Should chewing gum bother me? It's but a mild vice and she's your friend, a thoughtful, talented girl. . . but oh that endless, bovine mastication. And the smacking, the smacking, her saliva splashing as the gum squishes betwixt her chomping teeth. The smacking!

I could tolerate it, though, alone. Yet the phone beeps and bloops and regurgitates every digital blip programmed into its tinny insides even as the radio blares the techno remix and everyone's talking and the horns are blaring and this is preposterous. Vexation at such is no byproduct of priggishness or excessive perspicacity but of an intolerable affront.

Yet surely I can better bear the foibles of my fellow man. What then of people who repeat themselves? Every time you meet them, after the usual pleasantries pass, it comes: the story. It matters not the topic, the repeaters have them all. Whether on politics or jobs or sports they pin you with their ever-ready angle and gored by the inane protrusion you stand there helpless. Then someone enters. A friend and ally? If only. Now the newcomer must be caught up and so the story begins anew, only the new interlocutor finds the tale fascinating and begins to pepper Scheherazade with questions. She naturally grows thirsty and begins to drink her soda, sucking each swig's remainder from the lip of the can. Madness.

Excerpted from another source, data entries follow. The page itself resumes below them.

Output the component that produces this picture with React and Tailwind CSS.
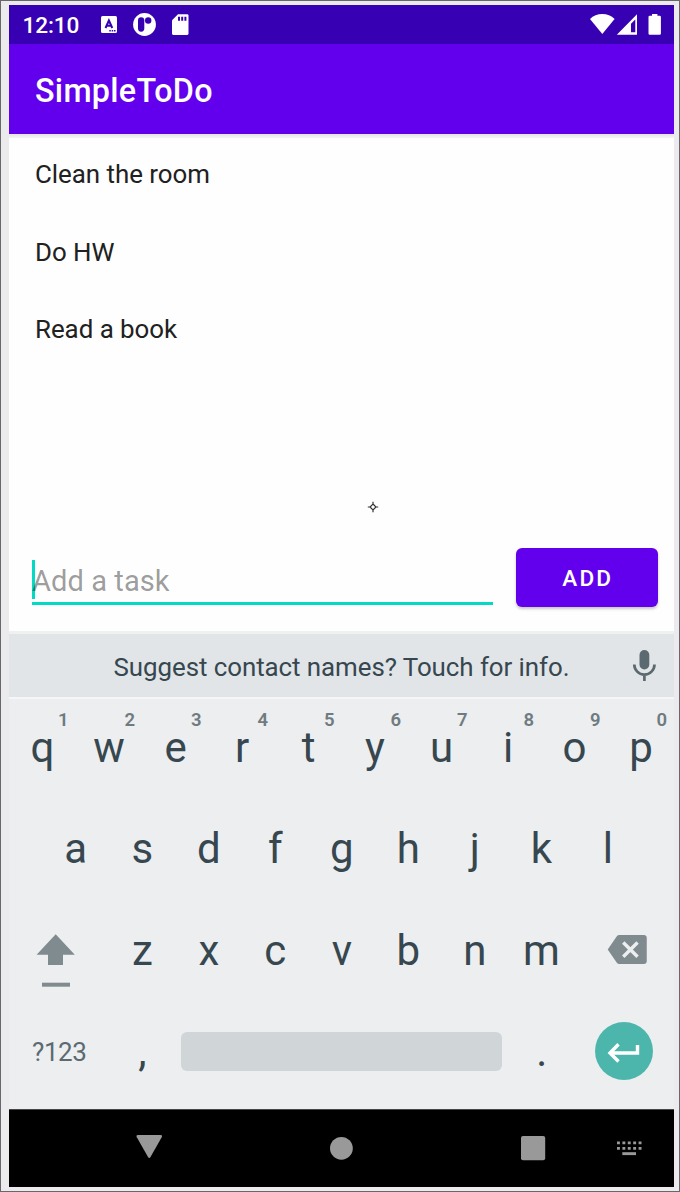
const ROW_ONE = [
  ["q", "1"], ["w", "2"], ["e", "3"], ["r", "4"], ["t", "5"],
  ["y", "6"], ["u", "7"], ["i", "8"], ["o", "9"], ["p", "0"],
];
const ROW_TWO = ["a", "s", "d", "f", "g", "h", "j", "k", "l"];
const ROW_THREE = ["z", "x", "c", "v", "b", "n", "m"];
const TASKS = ["Clean the room", "Do HW", "Read a book"];

function StatusBar() {
  return (
    <div className="flex h-[39px] shrink-0 items-center bg-[#3700b3] pl-[13.5px] text-white">
      <span className="w-[64.5px] pt-px text-[22.6px] leading-[39px] font-medium tracking-[-0.1px]">12:10</span>
      <svg className="h-[39px] w-[110px]" viewBox="87 5 110 39" fill="#fff">
        <rect x="101" y="16" width="16" height="17" rx="1.5" />
        <path d="M105.5 28 108.9 20.5 112.3 28M107 25.8h3.8" stroke="#3700b3" strokeWidth="2" fill="none" />
        <path d="M109.3 30h1.5v1.5h-1.5zM111.7 30h1.5v1.5h-1.5zM114 30h1.5v1.5H114z" fill="#3700b3" />
        <circle cx="144.5" cy="24.5" r="11.4" />
        <rect x="138" y="17.3" width="6.3" height="14.4" rx="3.1" fill="#3700b3" />
        <circle cx="148.2" cy="20.5" r="3.2" fill="#3700b3" />
        <path d="M178 14.3h9.2q1.3 0 1.3 1.3v18q0 1.3-1.3 1.3h-13.9q-1.3 0-1.3-1.3V20.3z" />
        <path d="M178 16.7h2v4h-2zM181.2 16.7h2v4h-2zM184.4 16.7h2v4h-2z" fill="#3700b3" />
      </svg>
      <svg className="ml-auto h-[39px] w-[90px]" viewBox="584 5 90 39" fill="#fff">
        <path d="M602.3 34 590 19q5-5 12.3-5t12.3 5z" />
        <path fillRule="evenodd" d="M637 14.2V34.8H616.8zM635.3 19.5 631 23.8V32.3h4.3z" />
        <path d="M652 14h5.4v1.8h2.3q1.2 0 1.2 1.2v16.6q0 1.2-1.2 1.2h-10q-1.2 0-1.2-1.2V17q0-1.2 1.2-1.2h2.3z" />
      </svg>
    </div>
  );
}

function Key({ label, hint }) {
  return (
    <div className="relative flex w-[66.5px] items-center justify-center pl-[0.6px] text-[42px] leading-none text-[#37474f]">
      {label}
      {hint && (
        <span className="absolute top-[11px] right-[7px] text-[18.5px] leading-[24px] font-semibold text-[#6f7b80]">
          {hint}
        </span>
      )}
    </div>
  );
}

function Keyboard() {
  return (
    <div className="flex h-[412px] shrink-0 flex-col border-t-2 border-[#f5f6f7] bg-[#eceef0]">
      <div className="-mt-[2px] flex h-[101.4px]">
        {ROW_ONE.map(([label, hint]) => <Key key={label} label={label} hint={hint} />)}
      </div>
      <div className="flex h-[101.4px] justify-center">
        {ROW_TWO.map((label) => <Key key={label} label={label} />)}
      </div>
      <div className="flex h-[101.4px]">
        <svg className="h-[101px] w-[99.75px]" viewBox="9 900 99.75 101" fill="#808b8f">
          <path d="M55.7 934.3 74.8 954.7H63V965H48V954.7H36.6z" />
          <path d="M42 982.7h28v4H42z" />
        </svg>
        <div className="flex pt-[2px]">
          {ROW_THREE.map((label) => <Key key={label} label={label} />)}
        </div>
        <svg className="h-[101px] w-[99.75px]" viewBox="574.25 900 99.75 101">
          <path d="M619.5 935H644q3 0 3 3v23q0 3-3 3H619.5q-1.5 0-2.4-1.3L608 949.5 617.1 936.3q.9-1.3 2.4-1.3z" fill="#808b8f" />
          <path d="M623.5 942.5 637.8 956.8M637.8 942.5 623.5 956.8" stroke="#eceef0" strokeWidth="3.4" />
        </svg>
      </div>
      <div className="-mt-[0.5px] flex h-[101.4px] items-center">
        <div className="w-[99.75px] pt-px pl-[23px] text-[26px] leading-none tracking-[-0.4px] text-[#5b6a71]">?123</div>
        <div className="flex pt-px"><Key label="," /></div>
        <div className="ml-[6px] h-[39px] w-[321px] rounded-[6px] bg-[#d0d5d8]" />
        <div className="ml-[6px] flex pt-px"><Key label="." /></div>
        <div className="ml-[20px] flex size-[58px] items-center justify-center rounded-full bg-[#4db6ac]">
          <svg className="size-[58px]" viewBox="595 1022 58 58" fill="none" stroke="#fff" strokeWidth="3.4">
            <path d="M637.5 1045V1053H610M618.5 1044.3 610 1053 618.5 1061.5" />
          </svg>
        </div>
      </div>
    </div>
  );
}

function NavigationBar() {
  return (
    <div className="h-[78px] shrink-0 border-t border-[#454545] bg-black">
      <svg className="h-[77px] w-[665px]" viewBox="9 1110 665 77" fill="#999">
        <path d="M138 1135H160.5Q162.8 1135 161.7 1137.2L150.5 1157Q149.3 1159 148 1157L136.8 1137.2Q135.7 1135 138 1135z" />
        <circle cx="341.4" cy="1148.3" r="11.4" />
        <rect x="521" y="1136" width="24.2" height="24.3" rx="2" />
        <path d="M617 1142.8H642M617 1148.3H642" stroke="#999" strokeWidth="2.8" strokeDasharray="2.9 2.5" />
        <path d="M622.3 1152.2h13.7v2.9h-13.7z" />
      </svg>
    </div>
  );
}

export default function App() {
  return (
    <div className="h-[1192px] w-[680px] overflow-hidden border border-[#69676b] bg-[#ebeaed] pt-[4px] pl-[8px] font-[Roboto,sans-serif]">
      <div className="flex h-[1182px] w-[665px] flex-col bg-[#fefefe]">
        <StatusBar />
        <header className="flex h-[90px] shrink-0 items-center bg-[#6200ee] pt-[5px] pl-[26px] text-[32.3px] font-medium tracking-[0.3px] text-white">
          SimpleToDo
        </header>
        <div className="h-[4px] shrink-0 bg-linear-to-b from-[#e6e6e6] to-[#f4f4f4]" />
        <main className="flex h-[493px] shrink-0 flex-col">
          <ul className="-mt-[2px] h-[233px] shrink-0">
            {TASKS.map((task) => (
              <li key={task} className="flex h-[77.4px] items-center pl-[26px] text-[25.9px] tracking-[-0.03px] text-[#212121]">
                {task}
              </li>
            ))}
          </ul>
          <svg className="mt-[132px] ml-[358px] size-[12px] shrink-0" viewBox="0 0 12 12" fill="none" stroke="#333" strokeWidth="1.2">
            <path d="M6 3 9 6 6 9 3 6zM6 .8V3M6 9v2.2M.8 6H3M9 6h2.2" />
          </svg>
          <div className="mt-[35px] flex shrink-0 items-start pl-[23px]">
            <div className="mt-[12px] flex h-[45px] w-[461px] items-start border-b-[3px] border-[#03dac5]">
              <span className="h-[39px] w-[3px] bg-[#03dac5]" />
              <span className="-ml-[3px] text-[29.1px] leading-[42px] tracking-[0.05px] text-[#000]/40">Add a task</span>
            </div>
            <button className="ml-[22.5px] h-[58.5px] w-[142.5px] rounded-[6px] bg-[#6200ee] pt-[3px] pl-[2px] text-[22.6px] font-medium tracking-[2.2px] text-white shadow-[0_2px_3px_rgba(0,0,0,0.22)]">
              ADD
            </button>
          </div>
        </main>
        <div className="flex h-[66px] shrink-0 items-center border-t-[3px] border-[#eff0f0] bg-[#e1e5e8] pl-[104.5px] text-[#37474f]">
          <span className="grow pt-[4px] text-[25.9px] tracking-[-0.06px] whitespace-nowrap">Suggest contact names? Touch for info.</span>
          <svg className="h-[63px] w-[60px] shrink-0" viewBox="614 634 60 63" fill="#5b6a71">
            <rect x="639.5" y="650" width="9.8" height="19.5" rx="4.9" />
            <path d="M634.3 664.5a10.1 10.1 0 0 0 20.2 0M644.4 674V681" fill="none" stroke="#5b6a71" strokeWidth="2.7" />
          </svg>
        </div>
        <Keyboard />
        <NavigationBar />
      </div>
    </div>
  );
}
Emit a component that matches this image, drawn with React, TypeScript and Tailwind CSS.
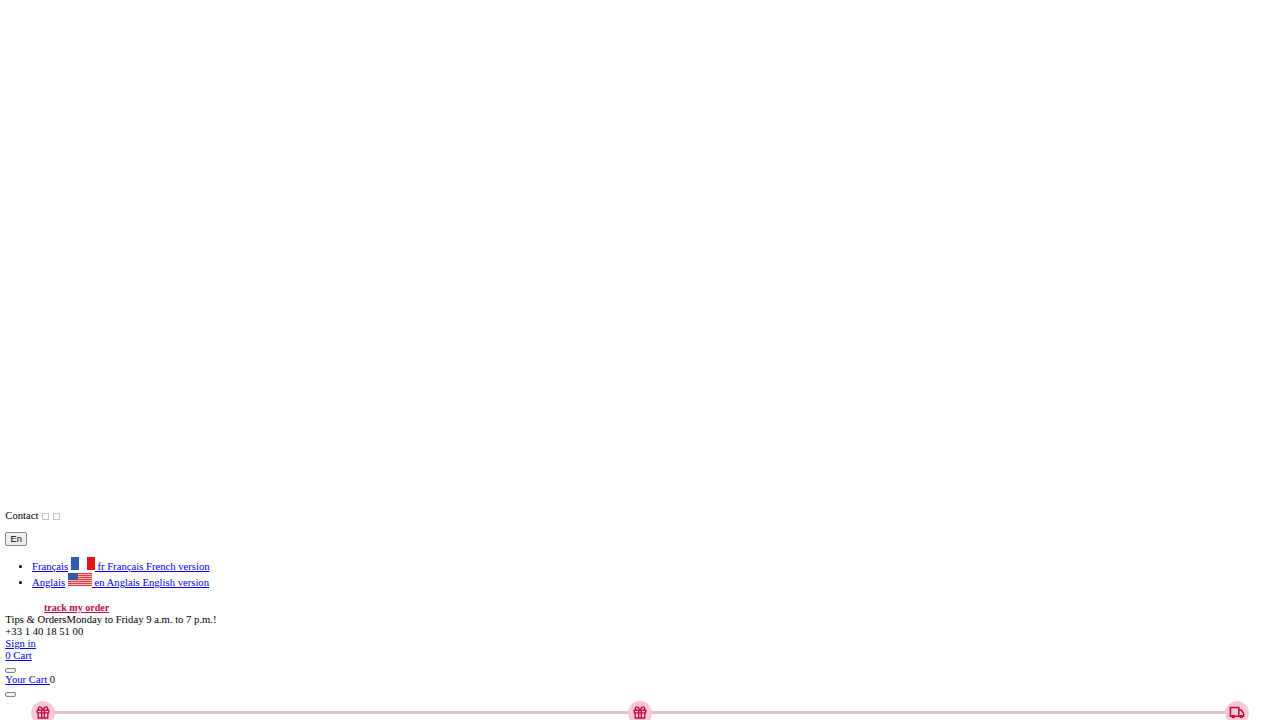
import React from 'react';

const link = 'text-[#0000ee] underline';

function GiftIcon() {
  return (
    <svg viewBox="0 0 14 14" className="w-3.5 h-3.5" fill="none" stroke="#c00640" strokeWidth="1.3" strokeLinejoin="round">
      <path d="M1.2 4.2h11.6v2.6H1.2z M2.2 6.8v5.2h9.6V6.8 M5.7 4.2V12 M8.3 4.2V12" />
      <path d="M7 4C6 1.8 5.1 1 4.2 1a1.5 1.5 0 0 0-.7 3M7 4C8 1.8 8.9 1 9.8 1a1.5 1.5 0 0 1 .7 3" />
    </svg>
  );
}

function TruckIcon() {
  return (
    <svg viewBox="0 0 16 14" className="w-4 h-3.5" fill="none" stroke="#c00640" strokeWidth="1.5">
      <path d="M3 10.2H1.4V1.6h8.4v8.6H5.6 M9.8 4h2.4l2.4 3.3v2.9h-1 M9.8 10.2h1.2" />
      <circle cx="4.3" cy="10.5" r="1.1" />
      <circle cx="12.2" cy="10.5" r="1.1" />
    </svg>
  );
}

function Step({ children }: { children: React.ReactNode }) {
  return (
    <div className="w-6 h-6 shrink-0 rounded-full bg-[#f6c9d5] flex items-center justify-center">
      {children}
    </div>
  );
}

function FrenchFlag() {
  return (
    <svg viewBox="0 0 24 13" className="inline-block w-6 h-[13px] align-baseline" preserveAspectRatio="none">
      <path fill="#2f5caf" d="M0 0h8v13H0z" />
      <path fill="#fff" d="M8 0h8v13H8z" />
      <path fill="#df1719" d="M16 0h8v13h-8z" />
    </svg>
  );
}

function AmericanFlag() {
  return (
    <svg viewBox="0 0 24 13" className="inline-block w-6 h-[13px] align-baseline" preserveAspectRatio="none">
      <path fill="#f3b9bb" d="M0 0h24v13H0z" />
      <path
        stroke="#df3a3e"
        strokeWidth="1"
        d="M0 .5h24M0 2.5h24M0 4.5h24M0 6.5h24M0 8.5h24M0 10.5h24M0 12.5h24"
      />
      <path fill="#3158a0" d="M0 0h10v7H0z" />
      <path stroke="#5873b0" strokeWidth=".5" strokeDasharray=".7 1" d="M1 1.5h8M1 3.5h8M1 5.5h8" />
    </svg>
  );
}

function MissingGlyph() {
  return <span className="inline-block w-[7px] h-[7px] border border-[#c4c4c4] align-[-1px]"></span>;
}

function SmallButton() {
  return <button className="block w-[11px] h-[5px] rounded-[2px] border border-[#858585] bg-[#efefef]"></button>;
}

export default function App() {
  return (
    <div className="h-[720px] overflow-hidden bg-white px-[5.33px] pt-[510px] font-['Liberation_Serif',serif] text-[10.667px] leading-[12px] text-black">
      <p className="h-3">
        Contact <span className="ml-px"><MissingGlyph /></span> <span className="ml-px"><MissingGlyph /></span>
      </p>
      <button className="mt-[10px] block w-[22px] h-3.5 rounded-[2px] border border-[#858585] bg-[#efefef] font-['Liberation_Sans',sans-serif] text-[9.4px] leading-[12px]">
        En
      </button>
      <ul className="mt-[11px] list-disc pl-[26.67px]">
        <li className="h-4 leading-4">
          <a href="#" className={link}>Français</a>{' '}
          <a href="#" className={link}><FrenchFlag /> fr Français French version</a>
        </li>
        <li className="h-4 leading-4">
          <a href="#" className={link}>Anglais</a>{' '}
          <a href="#" className={link}><AmericanFlag /> en Anglais English version</a>
        </li>
      </ul>
      <div className="mt-[13px] pl-[38.67px] h-3">
        <a href="#" className="block w-fit origin-left scale-x-[1.075] text-[9.333px] leading-[12px] font-bold text-[#bc0c42] underline">
          track my order
        </a>
      </div>
      <div>Tips &amp; OrdersMonday to Friday 9 a.m. to 7 p.m.!</div>
      <div>+33 1 40 18 51 00</div>
      <div><a href="#" className={link}>Sign in</a></div>
      <div><a href="#" className={link}>0 Cart</a></div>
      <div className="h-3 pt-[6px]"><SmallButton /></div>
      <div>
        <a href="#" className={link}>Your Cart </a>0
      </div>
      <div className="h-3 pt-[6px]"><SmallButton /></div>
      <div className="mt-[2.5px] ml-[25.67px] mr-[25.67px] flex items-center">
        <Step><GiftIcon /></Step>
        <div className="h-[3px] flex-1 bg-[#dfc3cb]"></div>
        <Step><GiftIcon /></Step>
        <div className="h-[3px] flex-1 bg-[#dfc3cb]"></div>
        <Step><TruckIcon /></Step>
      </div>
    </div>
  );
}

What of the theater's rubes and irritants? The shaky-kneed paper-crinklers and the people who suck their teeth at every plot point. While the gentleman invites by charm, these people ensnare others in their ravenous presence. Such foibles are not mild transgressions but destructive aggressions which claim more and more of the public space until an inferno of aggravation drives out every civilized man.